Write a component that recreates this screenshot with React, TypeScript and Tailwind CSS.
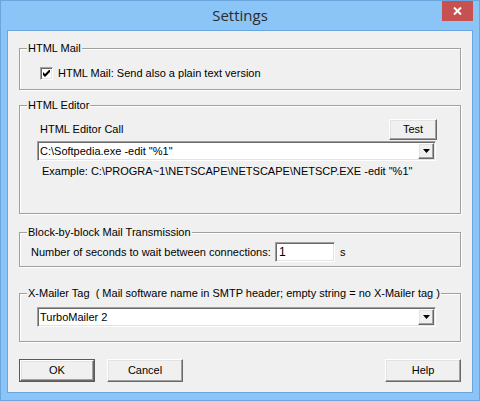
import type { ReactNode } from "react";

const raised =
  "border border-t-white border-l-white border-b-[#696969] border-r-[#696969] shadow-[inset_-1px_-1px_0_#a0a0a0,inset_1px_1px_0_#e3e3e3] bg-[#f0f0f0]";
const sunken =
  "border border-t-[#a0a0a0] border-l-[#a0a0a0] border-b-white border-r-white shadow-[inset_1px_1px_0_#696969,inset_-1px_-1px_0_#e3e3e3] bg-white";

function Group({ title, className, children }: { title: string; className: string; children?: ReactNode }) {
  return (
    <div className={`border border-[#a0a0a0] shadow-[inset_1px_1px_0_#fff,1px_1px_0_#fff] flex flex-col ${className}`}>
      <div className="-mt-[7px] ml-[7px] px-[1px] w-fit bg-[#f0f0f0] leading-[13px]">{title}</div>
      {children}
    </div>
  );
}

function Combo({ value }: { value: string }) {
  return (
    <div className={`${sunken} ml-[17px] w-[399px] h-[20px] flex items-center pl-[2px] pr-[1px]`}>
      <span className="flex-1 leading-[13px]">{value}</span>
      <div className={`${raised} w-[16px] h-[16px] flex items-center justify-center`}>
        <svg width="7" height="4" viewBox="0 0 7 4">
          <path d="M0 0h7L3.5 4z" fill="#000" />
        </svg>
      </div>
    </div>
  );
}

function Button({ label, isDefault, className = "" }: { label: string; isDefault?: boolean; className?: string }) {
  if (isDefault) {
    return (
      <div className={`border border-[#5a5a5a] w-[76px] h-[23px] flex ${className}`}>
        <div className={`${raised} flex-1 flex items-center justify-center`}>{label}</div>
      </div>
    );
  }
  return <div className={`${raised} w-[76px] h-[23px] flex items-center justify-center ${className}`}>{label}</div>;
}

export default function App() {
  return (
    <div className="w-[480px] h-[401px] bg-[#8bc4f7] border border-[#6ba5dd] flex flex-col text-[11px] text-black font-['Liberation_Sans',Arial,sans-serif]">
      {/* Title bar */}
      <div className="relative h-[29px] flex items-center justify-center">
        <span className="font-['Open_Sans',sans-serif] text-[15px] text-[#2b2b2b] leading-none -mt-[1px]">Settings</span>
        <div className="absolute top-0 right-[6px] w-[31px] h-[20px] bg-[#c75050] flex items-center justify-center">
          <svg width="9" height="8" viewBox="0 0 9 8">
            <path d="M1 0.5L8 7.5M8 0.5L1 7.5" stroke="#fff" strokeWidth="2" />
          </svg>
        </div>
      </div>

      {/* Client area */}
      <div className="mx-[6px] h-[363px] border border-[#6ba5dd] bg-[#f0f0f0] flex flex-col px-[11px] pt-[17px]">
        <Group title="HTML Mail" className="h-[42px]">
          <div className="mt-[12px] ml-[20px] flex items-center gap-[5px]">
            <div className={`${sunken} w-[13px] h-[13px] flex items-center justify-center`}>
              <svg width="7" height="7" viewBox="0 0 7 7">
                <path d="M0 2v3l2 2 5-5V-1L2 4z" fill="#000" />
              </svg>
            </div>
            <span className="leading-[13px]">HTML Mail: Send also a plain text version</span>
          </div>
        </Group>

        <Group title="HTML Editor" className="h-[109px] mt-[15px]">
          <div className="mt-[7px] pl-[20px] pr-[23px] flex items-center justify-between">
            <span className="leading-[13px]">HTML Editor Call</span>
            <div className={`${raised} w-[48px] h-[21px] flex items-center justify-center`}>Test</div>
          </div>
          <div className="mt-[1px]">
            <Combo value={'C:\\Softpedia.exe -edit "%1"'} />
          </div>
          <div className="mt-[4px] ml-[22px] leading-[13px]">
            Example: C:\PROGRA~1\NETSCAPE\NETSCAPE\NETSCP.EXE -edit "%1"
          </div>
        </Group>

        <Group title="Block-by-block Mail Transmission" className="h-[35px] mt-[18px]">
          <div className="mt-[3px] ml-[11px] flex items-center">
            <span className="w-[244px] leading-[13px]">Number of seconds to wait between connections:</span>
            <div className={`${sunken} w-[60px] h-[20px] flex items-center pl-[3px] text-[12px]`}>1</div>
            <span className="ml-[5px] leading-[13px]">s</span>
          </div>
        </Group>

        <Group
          title="X-Mailer Tag  ( Mail software name in SMTP header; empty string = no X-Mailer tag )"
          className="h-[49px] mt-[26px] whitespace-pre"
        >
          <div className="mt-[7px]">
            <Combo value="TurboMailer 2" />
          </div>
        </Group>

        <div className="mt-[17px] flex items-center">
          <Button label="OK" isDefault />
          <Button label="Cancel" className="ml-[12px]" />
          <Button label="Help" className="ml-auto" />
        </div>
      </div>
    </div>
  );
}
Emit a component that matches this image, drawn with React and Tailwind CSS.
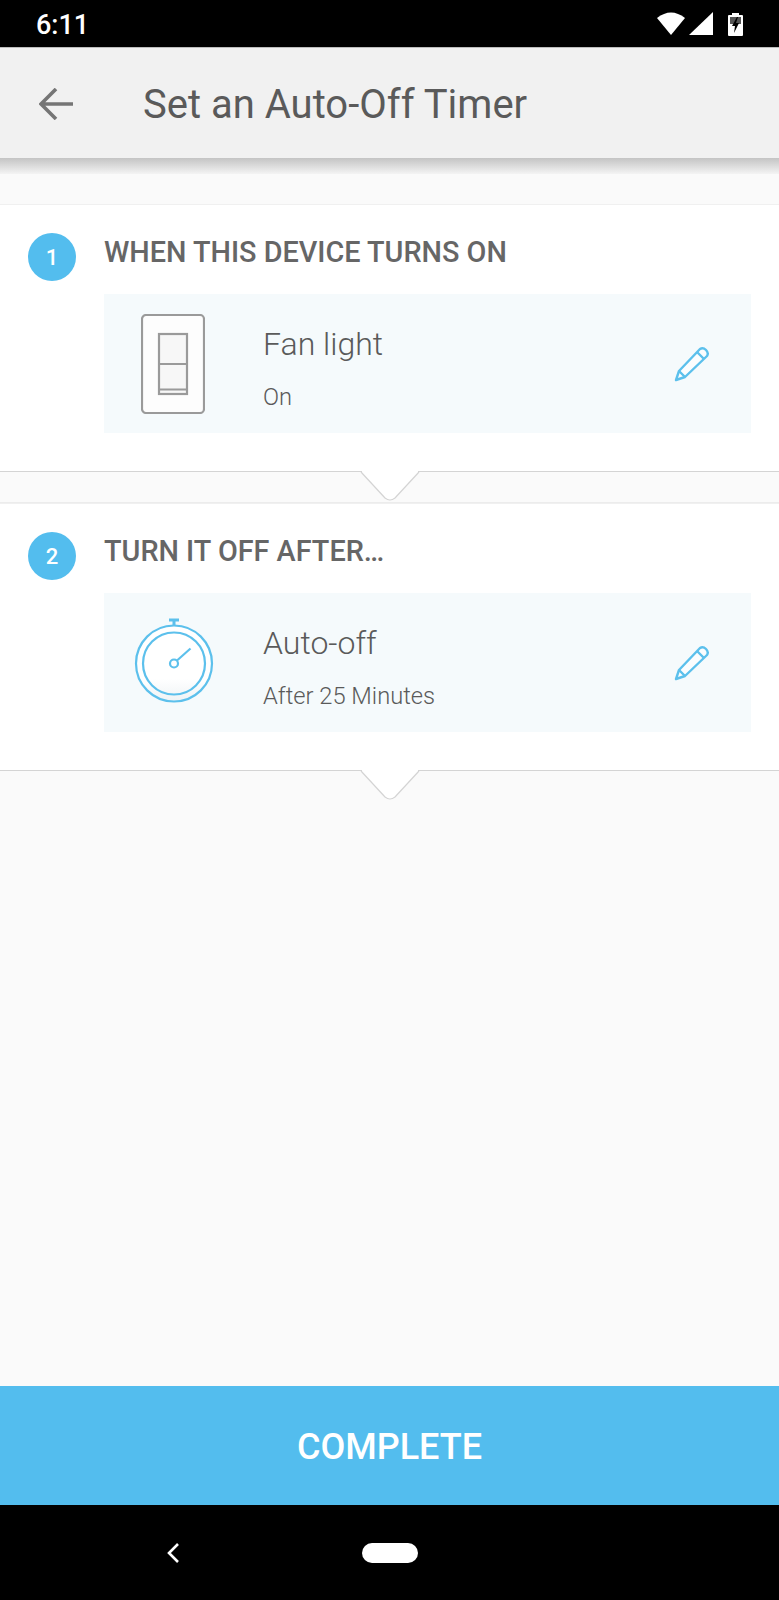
import React from 'react';

const StatusBar = () => (
    <div className="h-[47px] bg-black flex items-center justify-between pl-[36px] pr-[36px] shrink-0">
        <span className="text-white text-[27px] font-medium leading-none mt-[4px]">6:11</span>
        <svg width="86" height="26" viewBox="0 0 86 26" className="mt-[-1px]">
            <path d="M0 8 Q14 -3 28 8 L14 25Z" fill="#fff" />
            <path d="M32 25 H56 V2Z" fill="#fff" />
            <path d="M75 3 H82 V5 H85 a1 1 0 0 1 1 1 V25 a1 1 0 0 1 -1 1 H72 a1 1 0 0 1 -1 -1 V6 a1 1 0 0 1 1 -1 H75Z" fill="#fff" />
            <path d="M73 7 H84 V14 H73Z" fill="#555" />
            <path d="M80 7 L75 16 H78 L77 23 L82 13 H79 L81 7Z" fill="#000" />
        </svg>
    </div>
);

const Header = () => (
    <div className="shrink-0">
        <div className="h-[111px] bg-[#f1f1f1] flex items-center border-t border-[#bdbdbd]">
            <svg className="ml-[39px] shrink-0 mt-[2px]" width="34" height="32" viewBox="0 0 34 32" fill="none" stroke="#757575" strokeWidth="3.6">
                <path d="M34 16 H3 M17 1 L2 16 L17 31" />
            </svg>
            <h1 className="ml-[70px] text-[40px] text-[#5a5a5a] leading-none font-normal mt-[4px]">Set an Auto-Off Timer</h1>
        </div>
        <div className="h-[16px] bg-gradient-to-b from-[#c4c4c4] to-[#f4f4f4]" />
    </div>
);

const SwitchIcon = () => (
    <svg width="64" height="100" viewBox="0 0 64 100" fill="none" stroke="#9a9a9a" strokeWidth="2.2" className="ml-[8px]">
        <rect x="1" y="1" width="62" height="98" rx="4" fill="#fdfdfd" />
        <rect x="18" y="20" width="28" height="60" fill="#f7f7f7" />
        <path d="M18 50 H46 M18 75.5 H46" />
    </svg>
);

const TimerIcon = () => (
    <svg width="80" height="90" viewBox="0 0 80 90" fill="none" stroke="#5cc0ec" strokeWidth="2.2" className="ml-[9px]">
        <defs>
            <linearGradient id="timerFill" x1="0" y1="0" x2="0" y2="1">
                <stop offset="0.7" stopColor="#ffffff" />
                <stop offset="1" stopColor="#eef3f5" />
            </linearGradient>
        </defs>
        <circle cx="40" cy="45.5" r="38" fill="url(#timerFill)" />
        <circle cx="40" cy="45.5" r="31" />
        <circle cx="40" cy="45.5" r="4" />
        <path d="M43 42.5 L56.5 30.5" />
        <path d="M40 7.5 V2 M35 2 H45" strokeWidth="3" />
    </svg>
);

const PencilIcon = () => (
    <svg width="36" height="36" viewBox="0 0 36 36" fill="none" stroke="#5cc0ec" strokeWidth="2.4" strokeLinejoin="round">
        <path d="M26 3 Q29 1 32 4 Q35 7 33 10 L11 31 L2 34 L5 25Z" fill="#fbfdfe" />
        <path d="M5 25 L11 31 M23 6 L30 13" />
    </svg>
);

const Step = ({ number, title, icon, name, detail }) => (
    <div className="h-[268px] bg-white relative border-b border-[#d4d4d4] border-t-[#f0f0f0] border-t pl-[28px] pr-[28px] pt-[28px] shrink-0">
        <div className="flex">
            <div className="w-[48px] h-[48px] rounded-full bg-[#53bdee] text-white text-[22px] font-medium flex items-center justify-center shrink-0">
                {number}
            </div>
            <div className="ml-[28px] flex-1">
                <h2 className="text-[28.8px] font-medium text-[#666666] leading-none mt-[5px] h-[31px]">{title}</h2>
                <div className="mt-[25px] h-[139px] bg-[#f5fafc] flex items-center">
                    <div className="w-[130px] flex justify-center shrink-0">{icon}</div>
                    <div className="ml-[29px] flex-1">
                        <div className="text-[32px] font-light text-[#5a5a5a] leading-none mt-[10px]">{name}</div>
                        <div className="mt-[26px] text-[23.7px] font-light text-[#5a5a5a] leading-none">{detail}</div>
                    </div>
                    <div className="mr-[41px]"><PencilIcon /></div>
                </div>
            </div>
        </div>
        <svg className="absolute left-[360px] top-[265px]" width="60" height="32" viewBox="0 0 60 32" fill="#fff" stroke="#d4d4d4" strokeWidth="1.2">
            <path d="M1 2 L25 28 Q30 32 35 28 L59 2" />
            <path d="M2 0 H58 V2 H2Z" stroke="none" />
        </svg>
    </div>
);

export default function App() {
    return (
        <div className="h-[1600px] w-[779px] flex flex-col bg-[#fafafa] overflow-hidden font-['Roboto',sans-serif]">
            <StatusBar />
            <Header />
            <div className="flex-1 flex flex-col pt-[30px]">
                <Step number="1" title="WHEN THIS DEVICE TURNS ON" icon={<SwitchIcon />} name="Fan light" detail="On" />
                <div className="h-[31px] shrink-0 border-b border-[#ececec]" />
                <Step number="2" title="TURN IT OFF AFTER…" icon={<TimerIcon />} name="Auto-off" detail="After 25 Minutes" />
            </div>
            <button className="h-[119px] shrink-0 bg-[#53bdee] text-white text-[36px] font-medium pt-[2px]">COMPLETE</button>
            <div className="h-[95px] shrink-0 bg-black flex items-center justify-center relative">
                <svg className="absolute left-[165px] top-[37px]" width="16" height="22" viewBox="0 0 16 22" fill="none" stroke="#fff" strokeWidth="2.6">
                    <path d="M13 2 L4 11 L13 20" />
                </svg>
                <div className="w-[56px] h-[20px] rounded-full bg-white" />
            </div>
        </div>
    );
}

=-=-=-=-=

▶ [What the exercise asks] Reproduce the data above word for word from its first line through the line that holds "border-t-[#a0a0a0] border-l-[#a0a0a0] border-b-white", both ends included; skip pictures.

▶ [Output for this task]
Write a component that recreates this screenshot with React, TypeScript and Tailwind CSS.
import type { ReactNode } from "react";

const raised =
  "border border-t-white border-l-white border-b-[#696969] border-r-[#696969] shadow-[inset_-1px_-1px_0_#a0a0a0,inset_1px_1px_0_#e3e3e3] bg-[#f0f0f0]";
const sunken =
  "border border-t-[#a0a0a0] border-l-[#a0a0a0] border-b-white border-r-white shadow-[inset_1px_1px_0_#696969,inset_-1px_-1px_0_#e3e3e3] bg-white";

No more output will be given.